A short while ago we discovered something that is no news for the rest of the world. How could we have missed that? :) After all, among other things, we shall serve You in selecting world news concerning midwifery and motherhood!
Photo from The Journal of Perinatal Education Online: Monitrice. Blanch Cohen, a physiotherapist, smiles while Doctor Lamaze is holding a newborn baby in a Paris clinic.
Well, our dear readers, have you heard about a new job among labor assistants – a monitrice?
Unfortunately, there is still no comprehensive article about monitrice in Wikipedia, however you can find the articles about this profession on different doulas’, mothers’ and midwifery websites. A mini-article on that subject has already appeared in Russian Wikipedia and on the special site of one of the experts of our project – Kateryna Perkhova, a respected organizer of international events in this field in Russia.
Dear Kateryna, we kindly thank you for your invaluable creative and spiritual contribution!
Monitrice (from French: she that carefully monitors) or PLA (Professional Labor Assistant) provides women the same support as doula does, but she also possesses enough qualification to monitor the condition of the mother and her child in labor on an equal basis with medical specialists. A monitrice assists a midwife, sees the woman for postpartum care, assists with the initiation of breastfeeding and teaches newborn care to the parents. She is eligible to monitor the baby’s heart tones, has the necessary medical skills of first aid and neonatal resuscitation. Carefully monitoring the vitals of the mother and her baby, a monitrice advises whether a woman may stay home for a while or it is time to go to the hospital.

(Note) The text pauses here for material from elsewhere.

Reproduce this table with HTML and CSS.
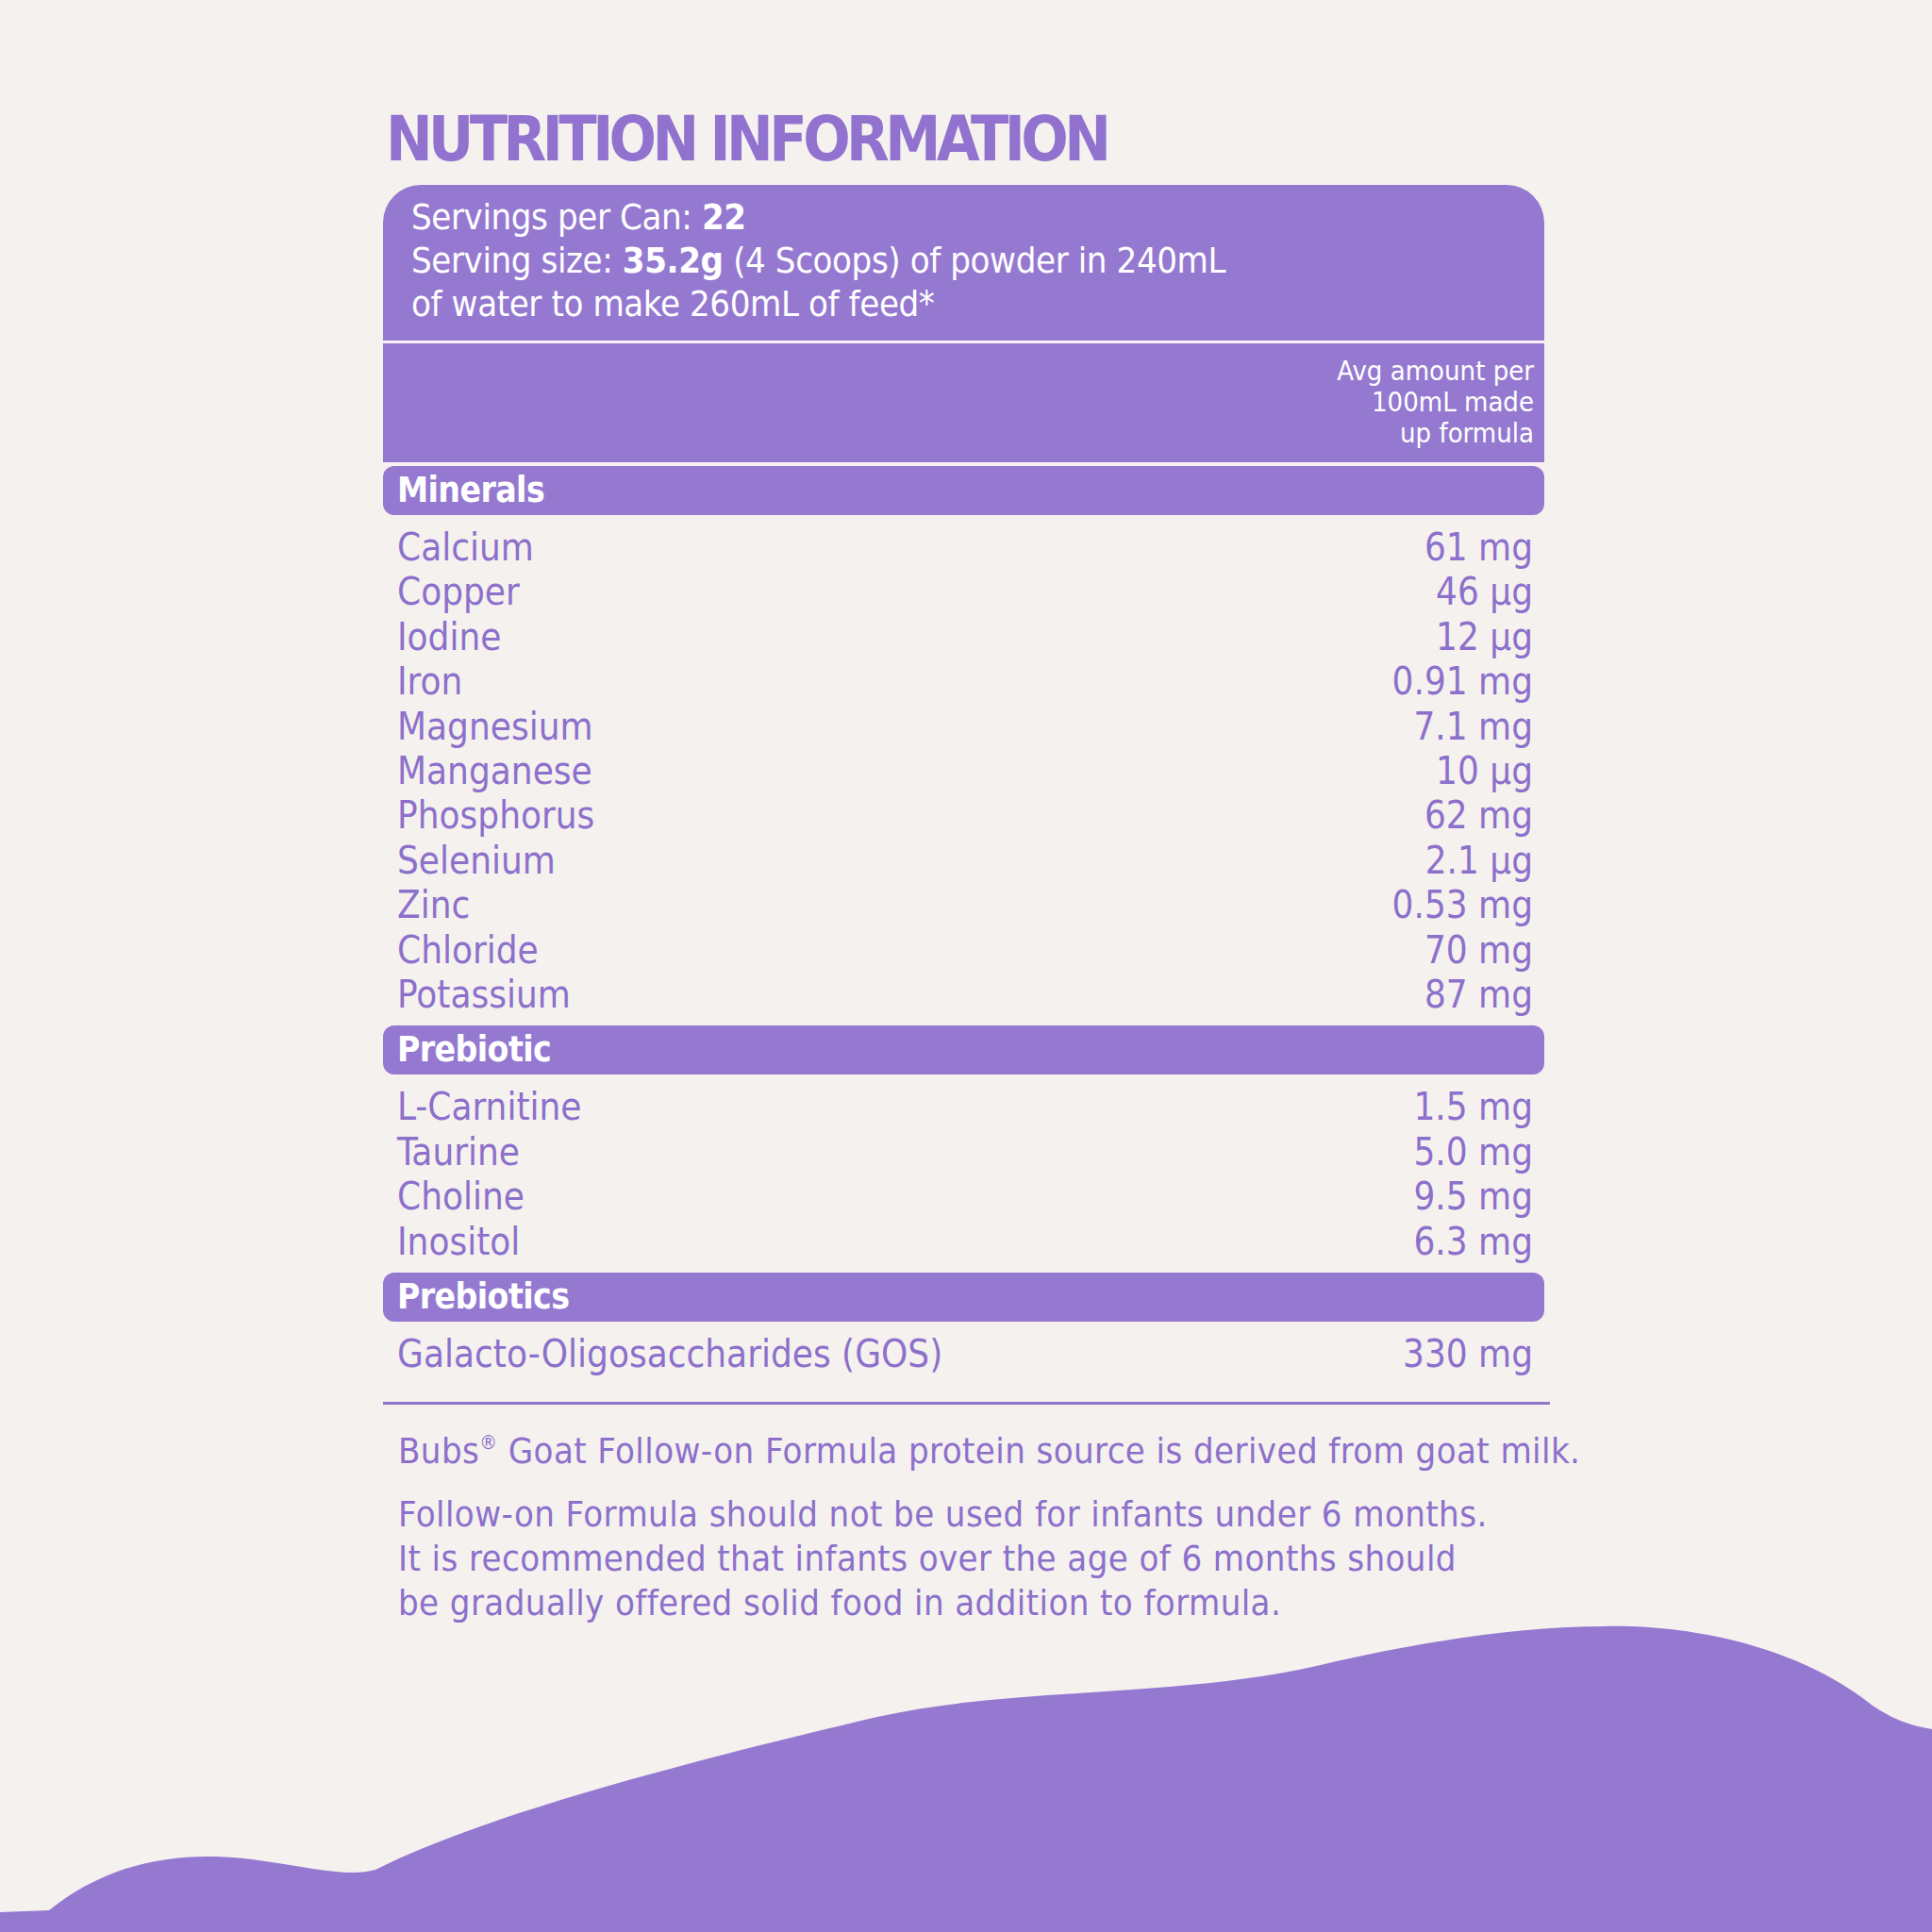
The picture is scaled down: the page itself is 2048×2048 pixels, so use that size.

The history of the profession traces its roots to the USA of the fifties-sixties of the 20-th century, when Fernand Lamaze, a French obstetrician (the author of the Lamaze technique), well known among those, who is interested in natural birth, introduced this term. Famous Madame Blanch Cohen was one of the pioneers of this profession. Marjorie Karmel, a woman, who delivered her baby with Madame Blanch Cohen, even wrote a book about her. Here you can find more details about the history of monitrice profession and here you can look through the Model Monitrice Client Agreement.
“Actually, any person older than 12 years old must be able to help a laboring woman in case of an emergency and to perform CPR as well! We live in an unstable world, where apart from natural disasters a technogenic disaster can happen anytime... Shall we just stand aside and watch a person dying without trying to save the life or help a woman to deliver?” (Gail Heart, an American home midwife).
In some Moscow parental centers, there have been training programs for doulas and monitrices since 2000. We are very pleased with the possibility that the profession of a monitrice may also become popular in the former Soviet republics on the back of the flourishing of the profession of a doula, as it happened in the USA thanks to the enthusiasts of hospital births humanization.
“However, your example helps us to instill confidence in ourselves. We follow our calling without seeking any recognition in the future. If we are lucky enough, we will see the fruits of our labors. However, we may share the same destiny as Doctor Lamaze, – the significance of our contribution will not be appreciated until after our deaths, not to take anything away from his merits. Nevertheless, following your example, we will enter the next millennium acknowledging the importance of your profession afresh.” (The passage from the article Leaving a Lamaze Legacy (Sharron S Humenick, RN, PhD, LCCE, FACCE, FAAN, 1999 A Lamaze International Publication)
We personally are willing to facilitate the revival of midwifery traditions in Slavic countries, but we work for the benefit of all kinds of specialties among labor assistants and take joy in their success! May God help us!